══ DATA PROVIDED

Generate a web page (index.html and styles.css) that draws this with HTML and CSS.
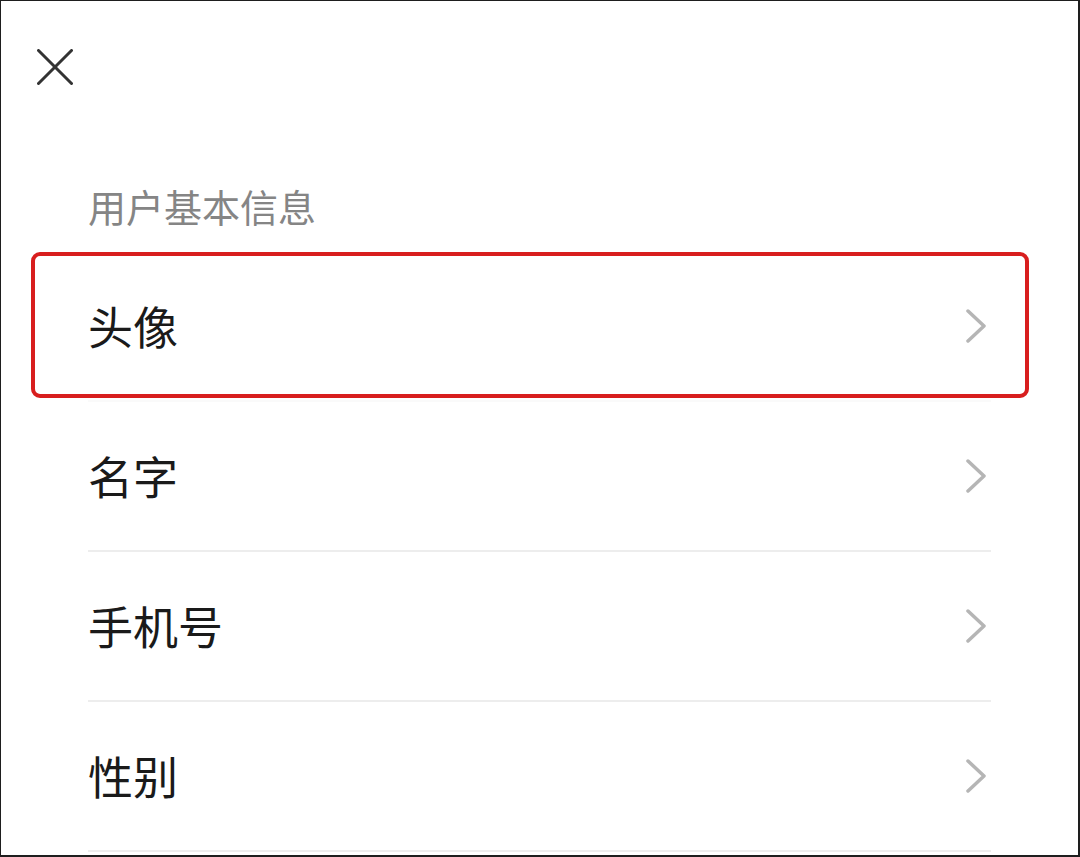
FILE: index.html
```html
<!DOCTYPE html>
<html lang="zh-CN">
<head>
    <meta charset="UTF-8">
    <meta name="viewport" content="width=device-width, initial-scale=1.0">
    <title>用户基本信息</title>
    <link rel="stylesheet" href="styles.css">
</head>
<body>
    <div class="page">
        <!-- Top bar with close button -->
        <div class="topbar">
            <svg class="close-icon" width="36" height="36" viewBox="0 0 36 36">
                <line x1="1.5" y1="1.5" x2="34.5" y2="34.5" />
                <line x1="34.5" y1="1.5" x2="1.5" y2="34.5" />
            </svg>
        </div>

        <div class="section-title">用户基本信息</div>

        <div class="info-list">
            <div class="info-row highlight">
                <span class="info-label">头像</span>
                <svg class="chevron" width="20" height="34" viewBox="0 0 20 34">
                    <polyline points="2,2 18,17 2,32" />
                </svg>
            </div>
            <div class="info-row">
                <span class="info-label">名字</span>
                <svg class="chevron" width="20" height="34" viewBox="0 0 20 34">
                    <polyline points="2,2 18,17 2,32" />
                </svg>
            </div>
            <div class="info-row">
                <span class="info-label">手机号</span>
                <svg class="chevron" width="20" height="34" viewBox="0 0 20 34">
                    <polyline points="2,2 18,17 2,32" />
                </svg>
            </div>
            <div class="info-row">
                <span class="info-label">性别</span>
                <svg class="chevron" width="20" height="34" viewBox="0 0 20 34">
                    <polyline points="2,2 18,17 2,32" />
                </svg>
            </div>
        </div>
    </div>
</body>
</html>
```

FILE: styles.css
```css
body {
    margin: 0;
    padding: 0;
    background: #ffffff;
    font-family: "Noto Sans CJK SC", "Noto Sans", sans-serif;
}

.page {
    width: 1080px;
    height: 857px;
    box-sizing: border-box;
    border: 2px solid #1e1e1e;
    border-width: 1px 2px 2px 1px;
    background: #ffffff;
    overflow: hidden;
}

.topbar {
    height: 133px;
    box-sizing: border-box;
    padding: 48px 0 0 36px;
}

.close-icon line {
    stroke: #333333;
    stroke-width: 3;
    stroke-linecap: round;
}

.section-title {
    height: 118px;
    box-sizing: border-box;
    padding: 50px 0 0 87px;
    font-size: 38px;
    line-height: 44px;
    color: #858585;
}

.info-list {
    margin: 0 87px;
}

.info-row {
    position: relative;
    display: flex;
    align-items: center;
    justify-content: space-between;
    height: 150px;
    box-sizing: border-box;
    border-bottom: 2px solid #ededed;
}

.info-row.highlight {
    border-bottom-color: #fafafa;
}

/* Red annotation box around the first row */
.info-row.highlight::after {
    content: "";
    position: absolute;
    left: -57px;
    right: -38px;
    top: 0;
    bottom: 2px;
    border: 4px solid #d81e1e;
    border-radius: 9px;
}

.info-label {
    font-size: 45px;
    color: #1a1a1a;
    line-height: 50px;
}

.chevron {
    margin-right: 5px;
}

.chevron polyline {
    fill: none;
    stroke: #b5b5b5;
    stroke-width: 3.5;
    stroke-linecap: round;
    stroke-linejoin: round;
}
```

════

### EXERCISE DIRECTIONS
Print the whole listing above once more, word for word, without its pictures.

### RESULT FOR THIS EXERCISE
Generate a web page (index.html and styles.css) that draws this with HTML and CSS.
FILE: index.html
```html
<!DOCTYPE html>
<html lang="zh-CN">
<head>
    <meta charset="UTF-8">
    <meta name="viewport" content="width=device-width, initial-scale=1.0">
    <title>用户基本信息</title>
    <link rel="stylesheet" href="styles.css">
</head>
<body>
    <div class="page">
        <!-- Top bar with close button -->
        <div class="topbar">
            <svg class="close-icon" width="36" height="36" viewBox="0 0 36 36">
                <line x1="1.5" y1="1.5" x2="34.5" y2="34.5" />
                <line x1="34.5" y1="1.5" x2="1.5" y2="34.5" />
            </svg>
        </div>

        <div class="section-title">用户基本信息</div>

        <div class="info-list">
            <div class="info-row highlight">
                <span class="info-label">头像</span>
                <svg class="chevron" width="20" height="34" viewBox="0 0 20 34">
                    <polyline points="2,2 18,17 2,32" />
                </svg>
            </div>
            <div class="info-row">
                <span class="info-label">名字</span>
                <svg class="chevron" width="20" height="34" viewBox="0 0 20 34">
                    <polyline points="2,2 18,17 2,32" />
                </svg>
            </div>
            <div class="info-row">
                <span class="info-label">手机号</span>
                <svg class="chevron" width="20" height="34" viewBox="0 0 20 34">
                    <polyline points="2,2 18,17 2,32" />
                </svg>
            </div>
            <div class="info-row">
                <span class="info-label">性别</span>
                <svg class="chevron" width="20" height="34" viewBox="0 0 20 34">
                    <polyline points="2,2 18,17 2,32" />
                </svg>
            </div>
        </div>
    </div>
</body>
</html>
```

FILE: styles.css
```css
body {
    margin: 0;
    padding: 0;
    background: #ffffff;
    font-family: "Noto Sans CJK SC", "Noto Sans", sans-serif;
}

.page {
    width: 1080px;
    height: 857px;
    box-sizing: border-box;
    border: 2px solid #1e1e1e;
    border-width: 1px 2px 2px 1px;
    background: #ffffff;
    overflow: hidden;
}

.topbar {
    height: 133px;
    box-sizing: border-box;
    padding: 48px 0 0 36px;
}

.close-icon line {
    stroke: #333333;
    stroke-width: 3;
    stroke-linecap: round;
}

.section-title {
    height: 118px;
    box-sizing: border-box;
    padding: 50px 0 0 87px;
    font-size: 38px;
    line-height: 44px;
    color: #858585;
}

.info-list {
    margin: 0 87px;
}

.info-row {
    position: relative;
    display: flex;
    align-items: center;
    justify-content: space-between;
    height: 150px;
    box-sizing: border-box;
    border-bottom: 2px solid #ededed;
}

.info-row.highlight {
    border-bottom-color: #fafafa;
}

/* Red annotation box around the first row */
.info-row.highlight::after {
    content: "";
    position: absolute;
    left: -57px;
    right: -38px;
    top: 0;
    bottom: 2px;
    border: 4px solid #d81e1e;
    border-radius: 9px;
}

.info-label {
    font-size: 45px;
    color: #1a1a1a;
    line-height: 50px;
}

.chevron {
    margin-right: 5px;
}

.chevron polyline {
    fill: none;
    stroke: #b5b5b5;
    stroke-width: 3.5;
    stroke-linecap: round;
    stroke-linejoin: round;
}
```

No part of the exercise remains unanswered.